File | Nation Media Group
What you need to know:
- The whitest lie in the whole thing was the attempt at making us believe that the transaction with the equipment suppliers was a leasing arrangement.
- Most leasing contracts provide for the means and mechanisms for monitoring and tracking of use of the equipment.
- This scandal should not dissuade the government from adopting leasing as a model.

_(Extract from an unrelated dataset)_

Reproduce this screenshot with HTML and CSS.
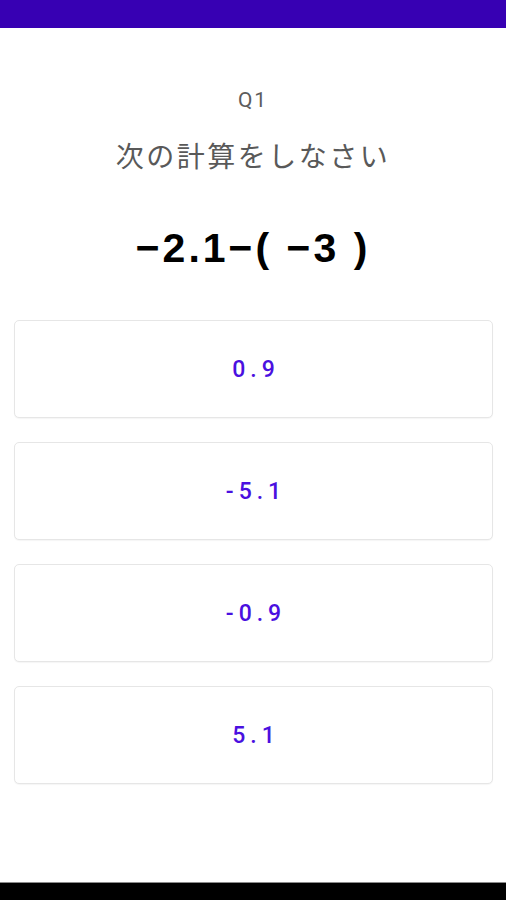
FILE: index.html
```html
<!DOCTYPE html>
<html lang="ja">
<head>
<meta charset="utf-8">
<title>Q1</title>
<link rel="stylesheet" href="styles.css">
</head>
<body>
<div class="screen">
  <div class="appbar"></div>
  <main class="content">
    <div class="qnum">Q1</div>
    <div class="prompt">次の計算をしなさい</div>
    <div class="expr">−2.1−( −3 )</div>
    <div class="choices">
      <button class="choice">0.9</button>
      <button class="choice">-5.1</button>
      <button class="choice">-0.9</button>
      <button class="choice">5.1</button>
    </div>
  </main>
  <div class="navbar"></div>
</div>
</body>
</html>
```
FILE: styles.css
```css
html, body {
  margin: 0;
  padding: 0;
  background: #ffffff;
}

.screen {
  display: flex;
  flex-direction: column;
  min-height: 100vh;
  font-family: "Roboto", "Noto Sans CJK JP", sans-serif;
}

.appbar {
  height: 28px;
  background: #3700b3;
  flex: none;
}

.content {
  flex: 1;
  display: flex;
  flex-direction: column;
  align-items: stretch;
}

.qnum {
  margin-top: 60px;
  height: 24px;
  line-height: 24px;
  text-align: center;
  font-size: 21px;
  letter-spacing: 2px;
  color: #5c5c5c;
}

.prompt {
  margin-top: 25px;
  height: 36px;
  line-height: 36px;
  text-align: center;
  font-family: "Noto Sans CJK JP", sans-serif;
  font-size: 28px;
  letter-spacing: 2.5px;
  color: #595959;
}

.expr {
  margin-top: 50px;
  height: 50px;
  line-height: 50px;
  text-align: center;
  font-family: "Liberation Sans", "Noto Sans CJK JP", sans-serif;
  font-weight: bold;
  font-size: 41px;
  letter-spacing: 3px;
  color: #000000;
}

.choices {
  margin: 47px 13px 0 14px;
  display: flex;
  flex-direction: column;
  gap: 24px;
}

.choice {
  height: 98px;
  box-sizing: border-box;
  background: #ffffff;
  border: 1px solid #e6e6e6;
  border-radius: 5px;
  box-shadow: 0 1px 1px rgba(0, 0, 0, 0.04);
  font-family: "Roboto", sans-serif;
  font-weight: 500;
  font-size: 23px;
  letter-spacing: 5px;
  color: #4a10e0;
  padding: 0 0 0 5px;
  cursor: pointer;
}

.navbar {
  flex: none;
  height: 17px;
  background: #000000;
  border-top: 1px solid #8a8a8a;
}
```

I read through the report and findings of
Senate Committee on Health on the Sh50 billion medical equipment scandal
and here is what I find revealing in it: We were dealing with greedy
merchants whose only interest was to dump expensive equipment on county
governments and it did not matter to them whether or not the taxpayer
got value for money from the equipment.
But the whitest lie in the whole thing was the
attempt at making us believe that the transaction with the equipment
suppliers was a leasing arrangement. We all know that what you pay for
in a lease is use of the equipment. Instead of outright purchase of the
equipment, you enter into an arrangement where you pay for use during a
specified time. Even installation, maintenance and replacement of parts
is supposed to the responsibility of lessor.
Most leasing contracts provide for the means
and mechanisms for monitoring and tracking of use of the equipment. The
lessor must be able to monitor its use. If it is a motor vehicle, the
lessor is the one to decide when it is released to him for scheduled
service and maintenance.
During a visit to the Netherlands, the Senate
committee discovered that a machine that was supposed to be supplied to a
hospital in Meru was still in a store four years after the leasing
programme had been commenced.
In Hola, it found that theatre and radiology
equipment dumped there could not be put to use because the hospitals
neither had reliable electricity nor trained staff. In Chuka,
installation of equipment was still going on, four years later.
So why have we been paying billions of
shillings to these contractors every financial year when some of the
equipment had not even arrived in the country?
Clearly, these contracts were negotiated to
allow payments to go on regardless of whether or not the expensive
equipment was being used by the taxpayer. The contract provided for
binding lease terms requiring automatic quarterly payments to the owners
of the equipment. And the payments were made straight out of the
Consolidated Fund, without first being moved to the County Revenue Fund
as stipulated by both the Constitution and the Public Finance Management
Act, thus making it difficult to follow the money trail.
The counties were left grossly exposed, forced
to accept equipment under terms negotiated without their involvement
and paid for without reference to them.
Supporter of leasing
In Laikipia, the committee found that X-ray
and theatre equipment procured and supplied to hospitals by the national
government before the devolved unit kicked in had to be removed to
create space for that from the lease programme.
This scandal should not dissuade the
government from adopting leasing as a model. I remain a supporter of
leasing as an option, especially when you are purchasing assets that
depreciate quickly.
Negotiated transparently and competently,
leasing allows you to reduce the cost of acquiring assets that
depreciate. Leasing allows you to spread the cost of acquiring expensive
equipment over its useful economic life. The government has no business
owning expensive gadgets that it is incapable of maintaining.
Negotiated well, leasing allows you to catch
up with technology because the manufacturer is obliged to upgrade the
equipment in line with emerging technologies.
As I read the report, I remembered similar
scandals — like the mobile clinics one of last year. The project to
purchase those contraptions was poorly conceived. That project had
little or no economic justification beyond creating rent-seeking
opportunities for public officials and the suppliers of the equipment.
Is it not the height of impunity that Afya
House paid a whopping Sh800 million to purchase and import 100 of these
portable clinics before doing something as rudimentary as hiring the
staff to man the facilities? There were no plans on when and how the
equipment was to be installed.
The agreement between the ministry and the
vendors of the equipment — Messrs Estama Investments Ltd — did not
provide details such as deadlines for delivery, quality and quantity
inspections and payment conditions.
Why is it that we always get things wrong when
it comes to purchasing equipment? Are we cursed? But then, wily
merchants and their allies within the government have been dumping
expensive equipment on the taxpayer.
I recently read somewhere how Nigeria has
improved delivery of public health services by concessioning hospital to
equipment manufacturers.
We ended up in the big mess of the medical
equipment leasing transaction because somebody decided to drop the
original idea of adopting concessioning as public hospitals have done in
Nigeria.
That is where the rain started beating us.